-- AIM --
Copy each line below exactly and leave the pictures out.
++++
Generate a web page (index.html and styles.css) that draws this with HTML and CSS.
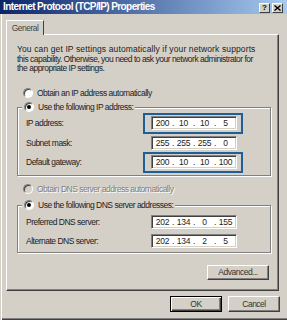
FILE: index.html
```html
<!DOCTYPE html>
<html>
<head>
<meta charset="utf-8">
<link rel="stylesheet" href="styles.css">
</head>
<body>
<div class="window">
  <div class="titlebar">
    <span class="title">Internet Protocol (TCP/IP) Properties</span>
    <div class="tbtns">
      <span class="tbtn q">?</span>
      <span class="tbtn"><svg width="7" height="6" viewBox="0 0 7 6"><path d="M0.5 0.5L6.5 5.5M6.5 0.5L0.5 5.5" stroke="#000" stroke-width="1.4"/></svg></span>
    </div>
  </div>
  <div class="main">
    <div class="tabs"><div class="tab">General</div></div>
    <div class="panel">
      <p class="desc"><span class="l1">You can get IP settings automatically if your network supports</span><br>this capability. Otherwise, you need to ask your network administrator for<br>the appropriate IP settings.</p>
      <div class="radio r-first"><span class="rb"></span>Obtain an IP address automatically</div>
      <fieldset class="group g1">
        <legend class="radio"><span class="rb on"></span>Use the following IP address:</legend>
        <div class="row"><span class="lbl">IP address:</span><span class="ip hl"><span class="oc">200</span><span class="dot">.</span><span class="oc">10</span><span class="dot">.</span><span class="oc">10</span><span class="dot">.</span><span class="oc">5</span></span></div>
        <div class="row"><span class="lbl">Subnet mask:</span><span class="ip"><span class="oc">255</span><span class="dot">.</span><span class="oc">255</span><span class="dot">.</span><span class="oc">255</span><span class="dot">.</span><span class="oc">0</span></span></div>
        <div class="row"><span class="lbl">Default gateway:</span><span class="ip hl"><span class="oc">200</span><span class="dot">.</span><span class="oc">10</span><span class="dot">.</span><span class="oc">10</span><span class="dot">.</span><span class="oc">100</span></span></div>
      </fieldset>
      <div class="radio disabled r-dns"><span class="rb off"></span>Obtain DNS server address automatically</div>
      <fieldset class="group g2">
        <legend class="radio"><span class="rb on"></span>Use the following DNS server addresses:</legend>
        <div class="row"><span class="lbl">Preferred DNS server:</span><span class="ip"><span class="oc">202</span><span class="dot">.</span><span class="oc">134</span><span class="dot">.</span><span class="oc">0</span><span class="dot">.</span><span class="oc">155</span></span></div>
        <div class="row"><span class="lbl">Alternate DNS server:</span><span class="ip"><span class="oc">202</span><span class="dot">.</span><span class="oc">134</span><span class="dot">.</span><span class="oc">2</span><span class="dot">.</span><span class="oc">5</span></span></div>
      </fieldset>
      <div class="btn adv">Advanced...</div>
    </div>
    <div class="actions">
      <div class="btn ok">OK</div>
      <div class="btn">Cancel</div>
    </div>
  </div>
</div>
</body>
</html>
```
FILE: styles.css
```css
* { box-sizing: border-box; }
html, body { margin: 0; padding: 0; }
body {
  width: 287px;
  height: 320px;
  overflow: hidden;
  background: #d4d0c8;
  font-family: "Liberation Sans", Arial, sans-serif;
  font-size: 8.5px;
  letter-spacing: -0.5px;
  color: #222;
}
.window {
  width: 287px;
  height: 320px;
  background: #d4d0c8;
  box-shadow: inset 1px 0 0 #d4d0c8, inset 2px 0 0 #fff, inset 0 -1px 0 #404040, inset 0 -2px 0 #808080;
  display: flex;
  flex-direction: column;
}
.titlebar {
  height: 14px;
  background: linear-gradient(to right, #0a246a, #a6caf0);
  display: flex;
  align-items: flex-start;
  justify-content: space-between;
  padding: 0 4px 0 3px;
}
.title {
  color: #fff;
  font-weight: bold;
  font-size: 10px;
  letter-spacing: -0.6px;
  line-height: 13px;
}
.tbtns { display: flex; gap: 2px; margin-top: 3px; }
.tbtn {
  width: 11px;
  height: 10px;
  background: #d4d0c8;
  border: 1px solid;
  border-color: #fff #404040 #404040 #fff;
  display: flex;
  align-items: center;
  justify-content: center;
  font-weight: bold;
  font-size: 8px;
  letter-spacing: 0;
  line-height: 1;
  color: #000;
}
.main {
  flex: 1;
  padding: 6px 7px 0 6px;
  display: flex;
  flex-direction: column;
}
.tabs { display: flex; }
.tab {
  position: relative;
  z-index: 1;
  width: 38px;
  height: 15px;
  margin-bottom: -1px;
  background: #d4d0c8;
  border: 1px solid;
  border-bottom: none;
  border-color: #fff #404040 transparent #fff;
  display: flex;
  align-items: center;
  justify-content: center;
  color: #444;
}
.panel {
  width: 273px;
  height: 257px;
  border: 1px solid;
  border-color: #fff #404040 #404040 #fff;
  box-shadow: inset -1px -1px 0 #808080;
  padding: 10px 7px 0 10px;
  display: flex;
  flex-direction: column;
}
.desc {
  margin: 0;
  line-height: 9.7px;
  white-space: nowrap;
}
.l1 { letter-spacing: 0.12px; }
.radio {
  height: 12px;
  display: flex;
  align-items: center;
  padding-left: 6px;
  white-space: nowrap;
}
.r-first { margin-top: 13px; }
.r-dns { margin-top: 7px; }
.rb {
  position: relative;
  width: 10px;
  height: 10px;
  border-radius: 50%;
  background: #fff;
  border: 1px solid;
  border-color: #808080 #fff #fff #808080;
  box-shadow: inset 1px 1px 0 #404040;
  margin-right: 4px;
  flex: none;
}
.rb.on::after {
  content: "";
  position: absolute;
  left: 2px;
  top: 2px;
  width: 4px;
  height: 4px;
  border-radius: 50%;
  background: #000;
}
.rb.off { background: #d4d0c8; }
.disabled { color: #808080; text-shadow: 1px 1px 0 #fff; }
.group {
  margin: 2px 0 0 0;
  padding: 3px 6px 6px 8px;
  border: 1px solid #808080;
  box-shadow: inset 1px 1px 0 #fff, 1px 1px 0 #fff;
  display: flex;
  flex-direction: column;
  gap: 5.5px;
}
.group legend {
  margin-left: -4px;
  padding: 0 2px;
  background: #d4d0c8;
}
.g2 { margin-top: 4px; padding-top: 4px; padding-bottom: 4px; gap: 4.5px; }
.row {
  display: flex;
  align-items: center;
  height: 14px;
}
.lbl { width: 125px; }
.ip {
  position: relative;
  width: 86px;
  height: 14px;
  background: #fff;
  border: 1px solid;
  border-color: #808080 #fff #fff #808080;
  box-shadow: inset 1px 1px 0 #404040, inset -1px -1px 0 #d4d0c8;
  padding-left: 2px;
  display: flex;
  align-items: center;
  letter-spacing: -0.2px;
}
.oc { width: 17px; text-align: center; }
.dot { width: 4px; text-align: center; }
.hl::after {
  content: "";
  position: absolute;
  left: -9px;
  right: -7px;
  top: -4px;
  bottom: -5px;
  border: 2px solid #1f5f99;
}
.btn {
  height: 16px;
  width: 52px;
  background: #d4d0c8;
  border: 1px solid;
  border-color: #fff #404040 #404040 #fff;
  box-shadow: inset -1px -1px 0 #808080;
  display: flex;
  align-items: center;
  justify-content: center;
  color: #333;
}
.adv {
  align-self: flex-end;
  width: 62px;
  height: 15px;
  margin-top: 12px;
  margin-right: 2px;
}
.actions {
  display: flex;
  justify-content: flex-end;
  gap: 6px;
  margin-top: 5px;
}
.ok {
  border: 1px solid #000;
  box-shadow: inset 1px 1px 0 #fff, inset -1px -1px 0 #404040, inset -2px -2px 0 #808080;
}
```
++++
-- ANSWER TO THIS TASK --
Generate a web page (index.html and styles.css) that draws this with HTML and CSS.
FILE: index.html
```html
<!DOCTYPE html>
<html>
<head>
<meta charset="utf-8">
<link rel="stylesheet" href="styles.css">
</head>
<body>
<div class="window">
  <div class="titlebar">
    <span class="title">Internet Protocol (TCP/IP) Properties</span>
    <div class="tbtns">
      <span class="tbtn q">?</span>
      <span class="tbtn"><svg width="7" height="6" viewBox="0 0 7 6"><path d="M0.5 0.5L6.5 5.5M6.5 0.5L0.5 5.5" stroke="#000" stroke-width="1.4"/></svg></span>
    </div>
  </div>
  <div class="main">
    <div class="tabs"><div class="tab">General</div></div>
    <div class="panel">
      <p class="desc"><span class="l1">You can get IP settings automatically if your network supports</span><br>this capability. Otherwise, you need to ask your network administrator for<br>the appropriate IP settings.</p>
      <div class="radio r-first"><span class="rb"></span>Obtain an IP address automatically</div>
      <fieldset class="group g1">
        <legend class="radio"><span class="rb on"></span>Use the following IP address:</legend>
        <div class="row"><span class="lbl">IP address:</span><span class="ip hl"><span class="oc">200</span><span class="dot">.</span><span class="oc">10</span><span class="dot">.</span><span class="oc">10</span><span class="dot">.</span><span class="oc">5</span></span></div>
        <div class="row"><span class="lbl">Subnet mask:</span><span class="ip"><span class="oc">255</span><span class="dot">.</span><span class="oc">255</span><span class="dot">.</span><span class="oc">255</span><span class="dot">.</span><span class="oc">0</span></span></div>
        <div class="row"><span class="lbl">Default gateway:</span><span class="ip hl"><span class="oc">200</span><span class="dot">.</span><span class="oc">10</span><span class="dot">.</span><span class="oc">10</span><span class="dot">.</span><span class="oc">100</span></span></div>
      </fieldset>
      <div class="radio disabled r-dns"><span class="rb off"></span>Obtain DNS server address automatically</div>
      <fieldset class="group g2">
        <legend class="radio"><span class="rb on"></span>Use the following DNS server addresses:</legend>
        <div class="row"><span class="lbl">Preferred DNS server:</span><span class="ip"><span class="oc">202</span><span class="dot">.</span><span class="oc">134</span><span class="dot">.</span><span class="oc">0</span><span class="dot">.</span><span class="oc">155</span></span></div>
        <div class="row"><span class="lbl">Alternate DNS server:</span><span class="ip"><span class="oc">202</span><span class="dot">.</span><span class="oc">134</span><span class="dot">.</span><span class="oc">2</span><span class="dot">.</span><span class="oc">5</span></span></div>
      </fieldset>
      <div class="btn adv">Advanced...</div>
    </div>
    <div class="actions">
      <div class="btn ok">OK</div>
      <div class="btn">Cancel</div>
    </div>
  </div>
</div>
</body>
</html>
```
FILE: styles.css
```css
* { box-sizing: border-box; }
html, body { margin: 0; padding: 0; }
body {
  width: 287px;
  height: 320px;
  overflow: hidden;
  background: #d4d0c8;
  font-family: "Liberation Sans", Arial, sans-serif;
  font-size: 8.5px;
  letter-spacing: -0.5px;
  color: #222;
}
.window {
  width: 287px;
  height: 320px;
  background: #d4d0c8;
  box-shadow: inset 1px 0 0 #d4d0c8, inset 2px 0 0 #fff, inset 0 -1px 0 #404040, inset 0 -2px 0 #808080;
  display: flex;
  flex-direction: column;
}
.titlebar {
  height: 14px;
  background: linear-gradient(to right, #0a246a, #a6caf0);
  display: flex;
  align-items: flex-start;
  justify-content: space-between;
  padding: 0 4px 0 3px;
}
.title {
  color: #fff;
  font-weight: bold;
  font-size: 10px;
  letter-spacing: -0.6px;
  line-height: 13px;
}
.tbtns { display: flex; gap: 2px; margin-top: 3px; }
.tbtn {
  width: 11px;
  height: 10px;
  background: #d4d0c8;
  border: 1px solid;
  border-color: #fff #404040 #404040 #fff;
  display: flex;
  align-items: center;
  justify-content: center;
  font-weight: bold;
  font-size: 8px;
  letter-spacing: 0;
  line-height: 1;
  color: #000;
}
.main {
  flex: 1;
  padding: 6px 7px 0 6px;
  display: flex;
  flex-direction: column;
}
.tabs { display: flex; }
.tab {
  position: relative;
  z-index: 1;
  width: 38px;
  height: 15px;
  margin-bottom: -1px;
  background: #d4d0c8;
  border: 1px solid;
  border-bottom: none;
  border-color: #fff #404040 transparent #fff;
  display: flex;
  align-items: center;
  justify-content: center;
  color: #444;
}
.panel {
  width: 273px;
  height: 257px;
  border: 1px solid;
  border-color: #fff #404040 #404040 #fff;
  box-shadow: inset -1px -1px 0 #808080;
  padding: 10px 7px 0 10px;
  display: flex;
  flex-direction: column;
}
.desc {
  margin: 0;
  line-height: 9.7px;
  white-space: nowrap;
}
.l1 { letter-spacing: 0.12px; }
.radio {
  height: 12px;
  display: flex;
  align-items: center;
  padding-left: 6px;
  white-space: nowrap;
}
.r-first { margin-top: 13px; }
.r-dns { margin-top: 7px; }
.rb {
  position: relative;
  width: 10px;
  height: 10px;
  border-radius: 50%;
  background: #fff;
  border: 1px solid;
  border-color: #808080 #fff #fff #808080;
  box-shadow: inset 1px 1px 0 #404040;
  margin-right: 4px;
  flex: none;
}
.rb.on::after {
  content: "";
  position: absolute;
  left: 2px;
  top: 2px;
  width: 4px;
  height: 4px;
  border-radius: 50%;
  background: #000;
}
.rb.off { background: #d4d0c8; }
.disabled { color: #808080; text-shadow: 1px 1px 0 #fff; }
.group {
  margin: 2px 0 0 0;
  padding: 3px 6px 6px 8px;
  border: 1px solid #808080;
  box-shadow: inset 1px 1px 0 #fff, 1px 1px 0 #fff;
  display: flex;
  flex-direction: column;
  gap: 5.5px;
}
.group legend {
  margin-left: -4px;
  padding: 0 2px;
  background: #d4d0c8;
}
.g2 { margin-top: 4px; padding-top: 4px; padding-bottom: 4px; gap: 4.5px; }
.row {
  display: flex;
  align-items: center;
  height: 14px;
}
.lbl { width: 125px; }
.ip {
  position: relative;
  width: 86px;
  height: 14px;
  background: #fff;
  border: 1px solid;
  border-color: #808080 #fff #fff #808080;
  box-shadow: inset 1px 1px 0 #404040, inset -1px -1px 0 #d4d0c8;
  padding-left: 2px;
  display: flex;
  align-items: center;
  letter-spacing: -0.2px;
}
.oc { width: 17px; text-align: center; }
.dot { width: 4px; text-align: center; }
.hl::after {
  content: "";
  position: absolute;
  left: -9px;
  right: -7px;
  top: -4px;
  bottom: -5px;
  border: 2px solid #1f5f99;
}
.btn {
  height: 16px;
  width: 52px;
  background: #d4d0c8;
  border: 1px solid;
  border-color: #fff #404040 #404040 #fff;
  box-shadow: inset -1px -1px 0 #808080;
  display: flex;
  align-items: center;
  justify-content: center;
  color: #333;
}
.adv {
  align-self: flex-end;
  width: 62px;
  height: 15px;
  margin-top: 12px;
  margin-right: 2px;
}
.actions {
  display: flex;
  justify-content: flex-end;
  gap: 6px;
  margin-top: 5px;
}
.ok {
  border: 1px solid #000;
  box-shadow: inset 1px 1px 0 #fff, inset -1px -1px 0 #404040, inset -2px -2px 0 #808080;
}
```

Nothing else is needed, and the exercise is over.